[Supplied material]:

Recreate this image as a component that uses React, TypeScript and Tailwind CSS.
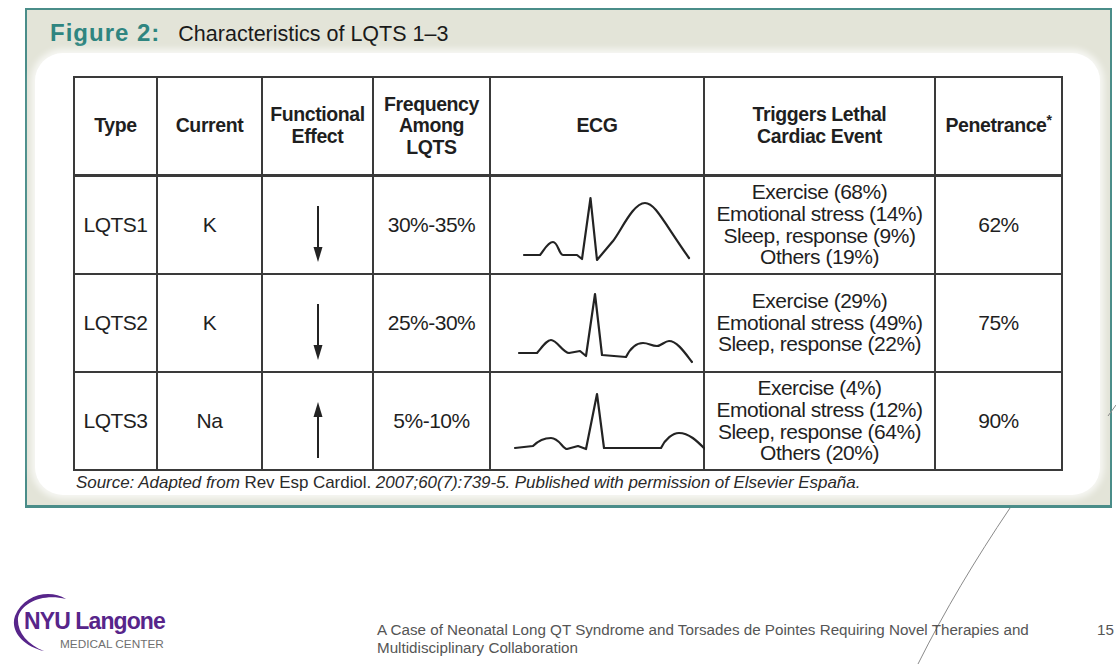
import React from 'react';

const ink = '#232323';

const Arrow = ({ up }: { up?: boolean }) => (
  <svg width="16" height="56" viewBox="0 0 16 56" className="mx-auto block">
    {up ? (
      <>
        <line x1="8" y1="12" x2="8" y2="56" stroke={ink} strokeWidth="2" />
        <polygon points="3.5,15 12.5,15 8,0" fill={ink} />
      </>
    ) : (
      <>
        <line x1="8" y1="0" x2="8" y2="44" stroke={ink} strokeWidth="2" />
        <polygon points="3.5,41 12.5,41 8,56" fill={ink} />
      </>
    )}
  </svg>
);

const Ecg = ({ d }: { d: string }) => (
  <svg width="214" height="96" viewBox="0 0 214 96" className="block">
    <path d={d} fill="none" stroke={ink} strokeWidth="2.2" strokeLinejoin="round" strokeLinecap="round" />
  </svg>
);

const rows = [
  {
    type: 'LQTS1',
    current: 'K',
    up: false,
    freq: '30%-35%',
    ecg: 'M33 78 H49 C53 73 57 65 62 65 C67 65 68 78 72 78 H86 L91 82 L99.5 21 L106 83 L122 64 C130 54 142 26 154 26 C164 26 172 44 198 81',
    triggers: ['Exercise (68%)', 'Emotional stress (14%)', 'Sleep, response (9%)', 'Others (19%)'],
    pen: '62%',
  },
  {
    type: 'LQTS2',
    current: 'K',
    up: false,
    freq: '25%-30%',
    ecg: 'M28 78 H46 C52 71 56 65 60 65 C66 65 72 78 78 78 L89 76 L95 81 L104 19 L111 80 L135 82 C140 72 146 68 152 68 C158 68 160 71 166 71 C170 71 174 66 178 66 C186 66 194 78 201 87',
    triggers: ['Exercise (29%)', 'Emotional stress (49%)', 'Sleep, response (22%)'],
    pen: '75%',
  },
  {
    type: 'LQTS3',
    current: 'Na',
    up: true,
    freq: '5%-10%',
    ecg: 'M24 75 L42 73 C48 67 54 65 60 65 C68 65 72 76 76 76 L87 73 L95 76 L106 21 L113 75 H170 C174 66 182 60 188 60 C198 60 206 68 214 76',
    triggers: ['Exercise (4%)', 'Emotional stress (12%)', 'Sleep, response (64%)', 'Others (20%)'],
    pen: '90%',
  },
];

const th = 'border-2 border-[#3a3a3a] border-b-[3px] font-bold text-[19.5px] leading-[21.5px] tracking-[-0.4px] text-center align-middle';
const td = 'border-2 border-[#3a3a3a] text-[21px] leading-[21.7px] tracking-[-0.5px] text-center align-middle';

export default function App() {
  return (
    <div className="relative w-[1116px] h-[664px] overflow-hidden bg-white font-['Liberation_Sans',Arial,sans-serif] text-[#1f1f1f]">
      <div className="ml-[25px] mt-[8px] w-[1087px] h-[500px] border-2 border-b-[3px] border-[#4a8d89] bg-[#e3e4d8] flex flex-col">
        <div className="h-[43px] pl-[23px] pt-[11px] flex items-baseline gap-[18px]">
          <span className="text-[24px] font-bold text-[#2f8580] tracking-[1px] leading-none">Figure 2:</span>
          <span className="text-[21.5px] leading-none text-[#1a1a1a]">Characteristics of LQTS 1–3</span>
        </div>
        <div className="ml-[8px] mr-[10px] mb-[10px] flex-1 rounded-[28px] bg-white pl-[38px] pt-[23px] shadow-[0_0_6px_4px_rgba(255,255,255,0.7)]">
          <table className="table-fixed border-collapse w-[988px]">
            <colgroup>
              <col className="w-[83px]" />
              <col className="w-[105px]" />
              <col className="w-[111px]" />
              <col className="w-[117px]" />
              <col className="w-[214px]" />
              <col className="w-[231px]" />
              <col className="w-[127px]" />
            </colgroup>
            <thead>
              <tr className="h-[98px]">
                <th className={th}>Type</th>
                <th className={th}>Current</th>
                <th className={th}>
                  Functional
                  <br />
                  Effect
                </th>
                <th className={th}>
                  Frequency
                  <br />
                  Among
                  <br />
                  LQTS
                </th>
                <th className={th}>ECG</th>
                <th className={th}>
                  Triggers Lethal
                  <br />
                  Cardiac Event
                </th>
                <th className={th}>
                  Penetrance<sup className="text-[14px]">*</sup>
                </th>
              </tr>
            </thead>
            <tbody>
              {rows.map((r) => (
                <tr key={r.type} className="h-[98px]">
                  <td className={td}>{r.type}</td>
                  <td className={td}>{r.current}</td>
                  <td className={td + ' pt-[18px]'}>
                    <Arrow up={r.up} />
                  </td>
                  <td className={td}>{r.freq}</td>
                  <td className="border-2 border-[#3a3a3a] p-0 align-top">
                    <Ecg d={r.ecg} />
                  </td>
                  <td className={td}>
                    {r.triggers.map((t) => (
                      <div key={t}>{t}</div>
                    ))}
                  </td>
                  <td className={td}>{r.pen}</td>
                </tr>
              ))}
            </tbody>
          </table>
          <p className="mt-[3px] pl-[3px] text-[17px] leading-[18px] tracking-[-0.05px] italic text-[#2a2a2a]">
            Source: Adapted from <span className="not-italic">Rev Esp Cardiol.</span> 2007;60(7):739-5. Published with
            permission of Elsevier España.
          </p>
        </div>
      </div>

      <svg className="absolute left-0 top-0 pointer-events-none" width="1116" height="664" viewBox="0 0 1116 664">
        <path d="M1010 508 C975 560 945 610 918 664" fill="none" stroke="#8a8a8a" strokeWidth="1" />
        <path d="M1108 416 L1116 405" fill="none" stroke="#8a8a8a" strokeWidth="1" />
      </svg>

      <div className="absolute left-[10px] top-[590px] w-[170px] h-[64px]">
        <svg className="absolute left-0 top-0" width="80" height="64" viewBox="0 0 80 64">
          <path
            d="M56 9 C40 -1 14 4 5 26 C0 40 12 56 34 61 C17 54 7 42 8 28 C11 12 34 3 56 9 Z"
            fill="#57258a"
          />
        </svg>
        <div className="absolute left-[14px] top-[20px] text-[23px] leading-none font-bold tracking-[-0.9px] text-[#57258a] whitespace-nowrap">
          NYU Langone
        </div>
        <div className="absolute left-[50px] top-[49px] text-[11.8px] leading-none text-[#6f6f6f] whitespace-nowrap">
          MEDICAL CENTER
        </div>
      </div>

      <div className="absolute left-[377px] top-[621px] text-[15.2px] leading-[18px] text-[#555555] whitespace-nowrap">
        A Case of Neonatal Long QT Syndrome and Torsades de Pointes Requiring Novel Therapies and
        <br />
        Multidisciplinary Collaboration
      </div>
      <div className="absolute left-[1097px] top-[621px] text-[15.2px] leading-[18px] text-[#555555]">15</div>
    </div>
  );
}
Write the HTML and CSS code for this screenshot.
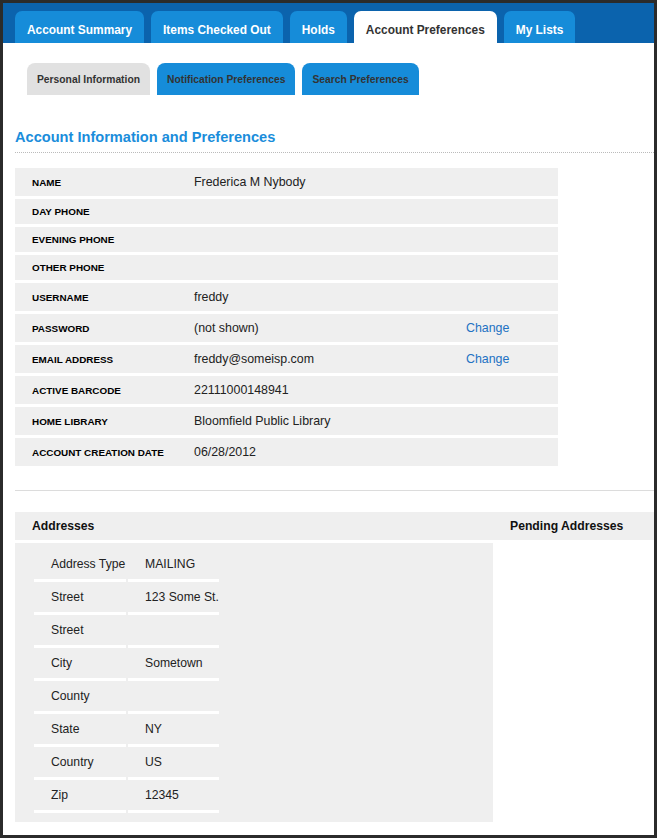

[Prompt]: Each entry gets copied exactly; the pictures stay out.

[Task output]:
Recreate this image as a component that uses React, TypeScript and Tailwind CSS.
import React from 'react';

const ink = '#232323';

const Arrow = ({ up }: { up?: boolean }) => (
  <svg width="16" height="56" viewBox="0 0 16 56" className="mx-auto block">
    {up ? (
      <>
        <line x1="8" y1="12" x2="8" y2="56" stroke={ink} strokeWidth="2" />
        <polygon points="3.5,15 12.5,15 8,0" fill={ink} />
      </>
    ) : (
      <>
        <line x1="8" y1="0" x2="8" y2="44" stroke={ink} strokeWidth="2" />
        <polygon points="3.5,41 12.5,41 8,56" fill={ink} />
      </>
    )}
  </svg>
);

const Ecg = ({ d }: { d: string }) => (
  <svg width="214" height="96" viewBox="0 0 214 96" className="block">
    <path d={d} fill="none" stroke={ink} strokeWidth="2.2" strokeLinejoin="round" strokeLinecap="round" />
  </svg>
);

const rows = [
  {
    type: 'LQTS1',
    current: 'K',
    up: false,
    freq: '30%-35%',
    ecg: 'M33 78 H49 C53 73 57 65 62 65 C67 65 68 78 72 78 H86 L91 82 L99.5 21 L106 83 L122 64 C130 54 142 26 154 26 C164 26 172 44 198 81',
    triggers: ['Exercise (68%)', 'Emotional stress (14%)', 'Sleep, response (9%)', 'Others (19%)'],
    pen: '62%',
  },
  {
    type: 'LQTS2',
    current: 'K',
    up: false,
    freq: '25%-30%',
    ecg: 'M28 78 H46 C52 71 56 65 60 65 C66 65 72 78 78 78 L89 76 L95 81 L104 19 L111 80 L135 82 C140 72 146 68 152 68 C158 68 160 71 166 71 C170 71 174 66 178 66 C186 66 194 78 201 87',
    triggers: ['Exercise (29%)', 'Emotional stress (49%)', 'Sleep, response (22%)'],
    pen: '75%',
  },
  {
    type: 'LQTS3',
    current: 'Na',
    up: true,
    freq: '5%-10%',
    ecg: 'M24 75 L42 73 C48 67 54 65 60 65 C68 65 72 76 76 76 L87 73 L95 76 L106 21 L113 75 H170 C174 66 182 60 188 60 C198 60 206 68 214 76',
    triggers: ['Exercise (4%)', 'Emotional stress (12%)', 'Sleep, response (64%)', 'Others (20%)'],
    pen: '90%',
  },
];

const th = 'border-2 border-[#3a3a3a] border-b-[3px] font-bold text-[19.5px] leading-[21.5px] tracking-[-0.4px] text-center align-middle';
const td = 'border-2 border-[#3a3a3a] text-[21px] leading-[21.7px] tracking-[-0.5px] text-center align-middle';

export default function App() {
  return (
    <div className="relative w-[1116px] h-[664px] overflow-hidden bg-white font-['Liberation_Sans',Arial,sans-serif] text-[#1f1f1f]">
      <div className="ml-[25px] mt-[8px] w-[1087px] h-[500px] border-2 border-b-[3px] border-[#4a8d89] bg-[#e3e4d8] flex flex-col">
        <div className="h-[43px] pl-[23px] pt-[11px] flex items-baseline gap-[18px]">
          <span className="text-[24px] font-bold text-[#2f8580] tracking-[1px] leading-none">Figure 2:</span>
          <span className="text-[21.5px] leading-none text-[#1a1a1a]">Characteristics of LQTS 1–3</span>
        </div>
        <div className="ml-[8px] mr-[10px] mb-[10px] flex-1 rounded-[28px] bg-white pl-[38px] pt-[23px] shadow-[0_0_6px_4px_rgba(255,255,255,0.7)]">
          <table className="table-fixed border-collapse w-[988px]">
            <colgroup>
              <col className="w-[83px]" />
              <col className="w-[105px]" />
              <col className="w-[111px]" />
              <col className="w-[117px]" />
              <col className="w-[214px]" />
              <col className="w-[231px]" />
              <col className="w-[127px]" />
            </colgroup>
            <thead>
              <tr className="h-[98px]">
                <th className={th}>Type</th>
                <th className={th}>Current</th>
                <th className={th}>
                  Functional
                  <br />
                  Effect
                </th>
                <th className={th}>
                  Frequency
                  <br />
                  Among
                  <br />
                  LQTS
                </th>
                <th className={th}>ECG</th>
                <th className={th}>
                  Triggers Lethal
                  <br />
                  Cardiac Event
                </th>
                <th className={th}>
                  Penetrance<sup className="text-[14px]">*</sup>
                </th>
              </tr>
            </thead>
            <tbody>
              {rows.map((r) => (
                <tr key={r.type} className="h-[98px]">
                  <td className={td}>{r.type}</td>
                  <td className={td}>{r.current}</td>
                  <td className={td + ' pt-[18px]'}>
                    <Arrow up={r.up} />
                  </td>
                  <td className={td}>{r.freq}</td>
                  <td className="border-2 border-[#3a3a3a] p-0 align-top">
                    <Ecg d={r.ecg} />
                  </td>
                  <td className={td}>
                    {r.triggers.map((t) => (
                      <div key={t}>{t}</div>
                    ))}
                  </td>
                  <td className={td}>{r.pen}</td>
                </tr>
              ))}
            </tbody>
          </table>
          <p className="mt-[3px] pl-[3px] text-[17px] leading-[18px] tracking-[-0.05px] italic text-[#2a2a2a]">
            Source: Adapted from <span className="not-italic">Rev Esp Cardiol.</span> 2007;60(7):739-5. Published with
            permission of Elsevier España.
          </p>
        </div>
      </div>

      <svg className="absolute left-0 top-0 pointer-events-none" width="1116" height="664" viewBox="0 0 1116 664">
        <path d="M1010 508 C975 560 945 610 918 664" fill="none" stroke="#8a8a8a" strokeWidth="1" />
        <path d="M1108 416 L1116 405" fill="none" stroke="#8a8a8a" strokeWidth="1" />
      </svg>

      <div className="absolute left-[10px] top-[590px] w-[170px] h-[64px]">
        <svg className="absolute left-0 top-0" width="80" height="64" viewBox="0 0 80 64">
          <path
            d="M56 9 C40 -1 14 4 5 26 C0 40 12 56 34 61 C17 54 7 42 8 28 C11 12 34 3 56 9 Z"
            fill="#57258a"
          />
        </svg>
        <div className="absolute left-[14px] top-[20px] text-[23px] leading-none font-bold tracking-[-0.9px] text-[#57258a] whitespace-nowrap">
          NYU Langone
        </div>
        <div className="absolute left-[50px] top-[49px] text-[11.8px] leading-none text-[#6f6f6f] whitespace-nowrap">
          MEDICAL CENTER
        </div>
      </div>

      <div className="absolute left-[377px] top-[621px] text-[15.2px] leading-[18px] text-[#555555] whitespace-nowrap">
        A Case of Neonatal Long QT Syndrome and Torsades de Pointes Requiring Novel Therapies and
        <br />
        Multidisciplinary Collaboration
      </div>
      <div className="absolute left-[1097px] top-[621px] text-[15.2px] leading-[18px] text-[#555555]">15</div>
    </div>
  );
}
Write the HTML and CSS code for this screenshot.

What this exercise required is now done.